- **EXTRACTED ENTRIES**:
[BEGIN]

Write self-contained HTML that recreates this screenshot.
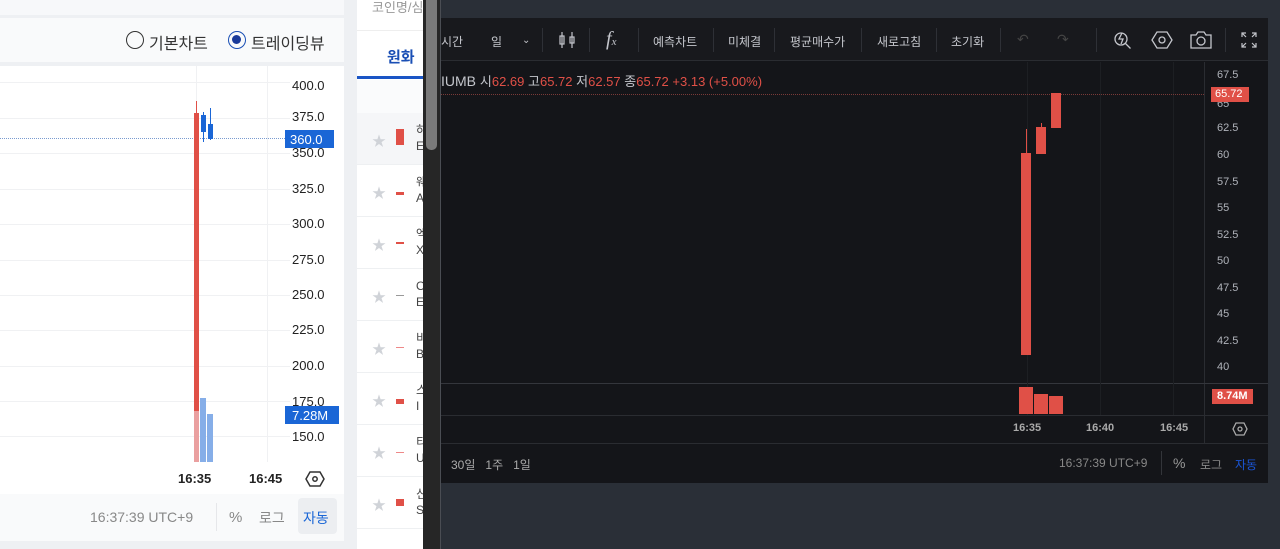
<!DOCTYPE html><html><head><meta charset="utf-8"><style>
*{margin:0;padding:0;box-sizing:border-box}
body{width:1280px;height:549px;overflow:hidden;background:#2a2f37;font-family:"Liberation Sans","Noto Sans CJK KR",sans-serif;position:relative}
.a{position:absolute}
.yl{position:absolute;left:292px;font-size:13px;color:#222}
.dy{position:absolute;left:1217px;font-size:11px;color:#b0b3ba}
.tb{position:absolute;top:33px;font-size:12px;color:#c4c6cc}
.sep{position:absolute;top:28px;width:1px;height:24px;background:#2e3036}
.hl{position:absolute;left:0;width:290px;height:1px;background:#f0f1f3}
.row{position:absolute;left:357px;width:66px;height:52px;border-bottom:1px solid #eef0f2;background:#fff}
.row .s{position:absolute;left:15px;top:18px;color:#d0d3d8;font-size:14px}
.row .t{position:absolute;left:59px;top:9px;font-size:12px;color:#444;line-height:16px}
</style></head><body>
<div class="a" style="left:0;top:0;width:423px;height:549px;background:#eef0f3"></div>
<div class="a" style="left:0;top:0;width:344px;height:15px;background:#f7f8fa"></div>
<div class="a" style="left:0;top:18px;width:344px;height:44px;background:#f9fafb"></div>
<div class="a" style="left:126px;top:31px;width:18px;height:18px;border:1.5px solid #333;border-radius:50%"></div>
<div class="a" style="left:149px;top:30px;font-size:16px;color:#333">기본차트</div>
<div class="a" style="left:228px;top:31px;width:18px;height:18px;border:1.5px solid #1a4fb5;border-radius:50%"><div style="position:absolute;left:3px;top:3px;width:9px;height:9px;border-radius:50%;background:#1a3a9a"></div></div>
<div class="a" style="left:251px;top:30px;font-size:16px;color:#333">트레이딩뷰</div>
<div class="a" style="left:0;top:66px;width:344px;height:428px;background:#fff"></div>
<div class="hl" style="top:82px"></div><div class="hl" style="top:118px"></div><div class="hl" style="top:153px"></div><div class="hl" style="top:189px"></div><div class="hl" style="top:224px"></div><div class="hl" style="top:260px"></div><div class="hl" style="top:295px"></div><div class="hl" style="top:330px"></div><div class="hl" style="top:366px"></div><div class="hl" style="top:401px"></div><div class="hl" style="top:436px"></div>
<div class="a" style="left:196px;top:66px;width:1px;height:396px;background:#f0f1f3"></div>
<div class="a" style="left:267px;top:66px;width:1px;height:396px;background:#f0f1f3"></div>
<div class="a" style="left:0;top:138px;width:285px;border-top:1px dotted #7a9bd0"></div>
<div class="yl" style="top:78px">400.0</div><div class="yl" style="top:109px">375.0</div><div class="yl" style="top:145px">350.0</div><div class="yl" style="top:181px">325.0</div><div class="yl" style="top:216px">300.0</div><div class="yl" style="top:252px">275.0</div><div class="yl" style="top:287px">250.0</div><div class="yl" style="top:322px">225.0</div><div class="yl" style="top:358px">200.0</div><div class="yl" style="top:394px">175.0</div><div class="yl" style="top:429px">150.0</div>
<div class="a" style="left:285px;top:130px;width:49px;height:18px;background:#1a66d6;color:#fff;font-size:13px;padding:2px 0 0 5px">360.0</div>
<div class="a" style="left:285px;top:406px;width:54px;height:18px;background:#1a66d6;color:#fff;font-size:13px;padding:2px 0 0 7px">7.28M</div>
<div class="a" style="left:196px;top:101px;width:1px;height:12px;background:#e05047"></div>
<div class="a" style="left:194px;top:113px;width:5px;height:298px;background:#e05047"></div>
<div class="a" style="left:194px;top:411px;width:5px;height:51px;background:#eaa0a0"></div>
<div class="a" style="left:203px;top:112px;width:1px;height:30px;background:#1a66d6"></div><div class="a" style="left:201px;top:115px;width:5px;height:17px;background:#1a66d6"></div>
<div class="a" style="left:210px;top:108px;width:1px;height:32px;background:#1a66d6"></div><div class="a" style="left:208px;top:124px;width:5px;height:15px;background:#1a66d6"></div>
<div class="a" style="left:200px;top:398px;width:6px;height:64px;background:#86aee8"></div>
<div class="a" style="left:207px;top:414px;width:6px;height:48px;background:#86aee8"></div>
<div class="a" style="left:178px;top:471px;font-size:13px;font-weight:bold;color:#222">16:35</div>
<div class="a" style="left:249px;top:471px;font-size:13px;font-weight:bold;color:#222">16:45</div>
<svg class="a" style="left:305px;top:470px" width="20" height="18" fill="none" stroke="#333" stroke-width="1.5"><path d="M5 2h10l4 7-4 7H5L1 9z"/><circle cx="10" cy="9" r="2.2"/></svg>
<div class="a" style="left:0;top:494px;width:344px;height:47px;background:#f9fafb"></div>
<div class="a" style="left:90px;top:509px;font-size:14px;color:#888">16:37:39 UTC+9</div>
<div class="a" style="left:216px;top:503px;width:1px;height:28px;background:#e6e7ea"></div>
<div class="a" style="left:229px;top:509px;font-size:15px;color:#888">%</div>
<div class="a" style="left:259px;top:508px;font-size:14px;color:#888">로그</div>
<div class="a" style="left:298px;top:498px;width:39px;height:36px;background:#eceef1;border-radius:4px"></div>
<div class="a" style="left:303px;top:508px;font-size:14px;color:#1a66d6">자동</div>
<div class="a" style="left:357px;top:0;width:66px;height:549px;background:#fff"></div>
<div class="a" style="left:372px;top:-3px;font-size:13px;color:#999">코인명/심</div>
<div class="a" style="left:357px;top:30px;width:66px;height:1px;background:#eee"></div>
<div class="a" style="left:387px;top:46px;font-size:15px;font-weight:bold;color:#1a4fb5">원화</div>
<div class="a" style="left:357px;top:76px;width:66px;height:3px;background:#1a55c5"></div>
<div class="a" style="left:357px;top:80px;width:66px;height:33px;background:#fafbfc"></div>
<div class="row" style="top:113px;background:#f5f6f8"><span class="s">★</span><div class="a" style="left:39px;top:16px;width:8px;height:16px;background:#e05047"></div><span class="t">하<br>E</span></div>
<div class="row" style="top:165px"><span class="s">★</span><div class="a" style="left:39px;top:27px;width:8px;height:3px;background:#e05047"></div><span class="t">웨<br>A</span></div>
<div class="row" style="top:217px"><span class="s">★</span><div class="a" style="left:39px;top:25px;width:8px;height:2px;background:#e05047"></div><span class="t">엑<br>X</span></div>
<div class="row" style="top:269px"><span class="s">★</span><div class="a" style="left:39px;top:26px;width:8px;height:1px;background:#999"></div><span class="t">O<br>E</span></div>
<div class="row" style="top:321px"><span class="s">★</span><div class="a" style="left:39px;top:26px;width:8px;height:1px;background:#e88"></div><span class="t">비<br>B</span></div>
<div class="row" style="top:373px"><span class="s">★</span><div class="a" style="left:39px;top:26px;width:8px;height:5px;background:#e05047"></div><span class="t">스<br>I</span></div>
<div class="row" style="top:425px"><span class="s">★</span><div class="a" style="left:39px;top:27px;width:8px;height:1px;background:#e88"></div><span class="t">티<br>U</span></div>
<div class="row" style="top:477px"><span class="s">★</span><div class="a" style="left:39px;top:22px;width:8px;height:7px;background:#e05047"></div><span class="t">신<br>S</span></div>
<div class="a" style="left:423px;top:0;width:17px;height:549px;background:#262626"></div>
<div class="a" style="left:426px;top:0;width:11px;height:150px;background:#7a7a7a;border-radius:0 0 5px 5px"></div>
<div class="a" style="left:440px;top:0;width:1px;height:549px;background:#4a4d53"></div>
<div class="a" style="left:441px;top:0;width:839px;height:549px;background:#2a2f37"></div>
<div class="a" style="left:441px;top:18px;width:827px;height:465px;background:#141519"></div>
<div class="a" style="left:441px;top:18px;width:827px;height:43px;background:#18191d;border-bottom:1px solid #2a2c31"></div>
<div class="tb" style="left:441px">시간</div>
<div class="tb" style="left:491px">일</div><div class="tb" style="left:522px;font-size:10px;top:35px">⌄</div>
<div class="sep" style="left:542px"></div>
<svg class="a" style="left:558px;top:30px" width="18" height="20" fill="none" stroke="#c4c6cc" stroke-width="1.2"><path d="M4 2v16M14 2v16"/><rect x="2" y="6" width="4" height="8"/><rect x="12" y="7" width="4" height="6"/></svg>
<div class="sep" style="left:589px"></div>
<div class="a" style="left:606px;top:28px;font-size:20px;color:#c4c6cc;font-family:'Liberation Serif',serif;font-style:italic">f<span style="font-size:11px">x</span></div>
<div class="sep" style="left:638px"></div>
<div class="tb" style="left:653px">예측차트</div><div class="sep" style="left:713px"></div>
<div class="tb" style="left:728px">미체결</div><div class="sep" style="left:774px"></div>
<div class="tb" style="left:790px">평균매수가</div><div class="sep" style="left:861px"></div>
<div class="tb" style="left:877px">새로고침</div><div class="sep" style="left:936px"></div>
<div class="tb" style="left:951px">초기화</div><div class="sep" style="left:1000px"></div>
<div class="tb" style="left:1017px;color:#444;font-size:14px;top:31px">↶</div><div class="tb" style="left:1057px;color:#444;font-size:14px;top:31px">↷</div>
<div class="sep" style="left:1096px"></div>
<svg class="a" style="left:1112px;top:29px" width="22" height="22" fill="none" stroke="#c4c6cc" stroke-width="1.3"><circle cx="9" cy="10" r="6"/><path d="M13.5 14.5l5 5M10 4l-3 6h4l-2 5"/></svg>
<svg class="a" style="left:1151px;top:29px" width="22" height="22" fill="none" stroke="#c4c6cc" stroke-width="1.3"><path d="M6 3h10l5 8-5 8H6L1 11z"/><circle cx="11" cy="11" r="3"/></svg>
<svg class="a" style="left:1189px;top:29px" width="24" height="22" fill="none" stroke="#c4c6cc" stroke-width="1.3"><path d="M2 6h5l2-3h6l2 3h5v13H2z"/><circle cx="12" cy="12" r="4"/></svg>
<div class="sep" style="left:1225px"></div>
<svg class="a" style="left:1240px;top:31px" width="18" height="18" fill="none" stroke="#c4c6cc" stroke-width="1.2"><path d="M2 6V2h4M2 2l4 4M16 6V2h-4M16 2l-4 4M2 12v4h4M2 16l4-4M16 12v4h-4M16 16l-4-4"/></svg>
<div class="a" style="left:1204px;top:62px;width:1px;height:381px;background:#2a2c31"></div>
<div class="a" style="left:441px;top:383px;width:827px;height:1px;background:#34363c"></div>
<div class="a" style="left:441px;top:415px;width:827px;height:1px;background:#2a2c31"></div>
<div class="a" style="left:441px;top:443px;width:827px;height:1px;background:#2a2c31"></div>
<div class="a" style="left:1100px;top:62px;width:1px;height:353px;background:#1d1f23"></div>
<div class="a" style="left:1027px;top:62px;width:1px;height:353px;background:#1d1f23"></div>
<div class="a" style="left:1173px;top:62px;width:1px;height:353px;background:#1d1f23"></div>
<div class="a" style="left:441px;top:94px;width:763px;border-top:1px dotted #7a3a38"></div>
<div class="a" style="left:441px;top:71px;font-size:14px;color:#c4c6cc;white-space:nowrap">IUMB <span style="font-size:13px">시<span style="color:#e05047">62.69</span> 고<span style="color:#e05047">65.72</span> 저<span style="color:#e05047">62.57</span> 종<span style="color:#e05047">65.72</span> <span style="color:#e05047">+3.13 (+5.00%)</span></span></div>
<div class="dy" style="top:69px">67.5</div><div class="dy" style="top:98px">65</div><div class="dy" style="top:122px">62.5</div><div class="dy" style="top:149px">60</div><div class="dy" style="top:176px">57.5</div><div class="dy" style="top:202px">55</div><div class="dy" style="top:229px">52.5</div><div class="dy" style="top:255px">50</div><div class="dy" style="top:282px">47.5</div><div class="dy" style="top:308px">45</div><div class="dy" style="top:335px">42.5</div><div class="dy" style="top:361px">40</div>
<div class="a" style="left:1211px;top:87px;width:38px;height:15px;background:#e05047;color:#fff;font-size:11px;padding:1px 0 0 4px">65.72</div>
<div class="a" style="left:1021px;top:153px;width:10px;height:202px;background:#e05047"></div>
<div class="a" style="left:1026px;top:129px;width:1px;height:25px;background:#e05047"></div>
<div class="a" style="left:1036px;top:127px;width:10px;height:27px;background:#e05047"></div>
<div class="a" style="left:1041px;top:123px;width:1px;height:4px;background:#e05047"></div>
<div class="a" style="left:1051px;top:93px;width:10px;height:35px;background:#e05047"></div>
<div class="a" style="left:1019px;top:387px;width:14px;height:27px;background:#e05047"></div>
<div class="a" style="left:1034px;top:394px;width:14px;height:20px;background:#e05047"></div>
<div class="a" style="left:1049px;top:396px;width:14px;height:18px;background:#e05047"></div>
<div class="a" style="left:1212px;top:389px;width:41px;height:15px;background:#e05047;color:#fff;font-size:11px;font-weight:bold;padding:1px 0 0 5px">8.74M</div>
<div class="a" style="left:1013px;top:422px;font-size:11px;font-weight:bold;color:#aaa">16:35</div>
<div class="a" style="left:1086px;top:422px;font-size:11px;font-weight:bold;color:#aaa">16:40</div>
<div class="a" style="left:1160px;top:422px;font-size:11px;font-weight:bold;color:#aaa">16:45</div>
<svg class="a" style="left:1232px;top:421px" width="16" height="16" fill="none" stroke="#aaa" stroke-width="1.3"><path d="M4 2h8l3 6-3 6H4L1 8z"/><circle cx="8" cy="8" r="2"/></svg>
<div class="a" style="left:451px;top:456px;font-size:12px;color:#aaa">30일 &nbsp;&nbsp;1주 &nbsp;&nbsp;1일</div>
<div class="a" style="left:1059px;top:456px;font-size:12px;color:#888">16:37:39 UTC+9</div>
<div class="a" style="left:1161px;top:451px;width:1px;height:24px;background:#33353a"></div>
<div class="a" style="left:1173px;top:455px;font-size:14px;color:#999">%</div>
<div class="a" style="left:1200px;top:456px;font-size:12px;color:#888">로그</div>
<div class="a" style="left:1235px;top:456px;font-size:12px;color:#1a55d6">자동</div>
</body></html>
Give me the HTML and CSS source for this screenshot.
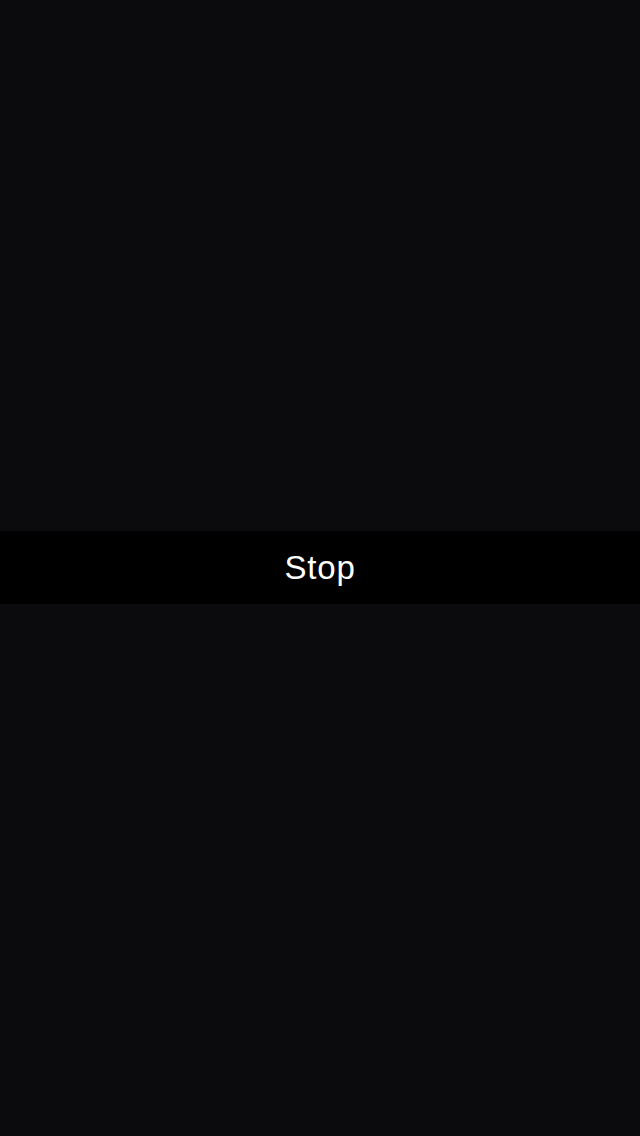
FILE: index.html
```html
<!DOCTYPE html>
<html>
<head>
<meta charset="utf-8">
<link rel="stylesheet" href="styles.css">
</head>
<body>
<div class="screen">
  <div class="spacer-top"></div>
  <div class="bar"><span class="label">Stop</span></div>
  <div class="spacer-bottom"></div>
</div>
</body>
</html>
```
FILE: styles.css
```css
html, body {
  margin: 0;
  padding: 0;
  background: #0b0a0d;
}
.screen {
  width: 640px;
  height: 1136px;
  display: flex;
  flex-direction: column;
  background: #0b0a0d;
}
.spacer-top {
  height: 531px;
  flex: none;
}
.bar {
  height: 73px;
  flex: none;
  background: #000;
  display: flex;
  align-items: center;
  justify-content: center;
}
.label {
  font-family: "Liberation Sans", Arial, sans-serif;
  font-size: 33px;
  letter-spacing: 0.8px;
  color: #fff;
  line-height: 1;
}
.spacer-bottom {
  flex: 1;
}
```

[END]

- **WHAT YOU SHOULD DO**: Report only how many lines in the entries contain "screenshot".

- **ANSWER FOR THIS EXERCISE**: 2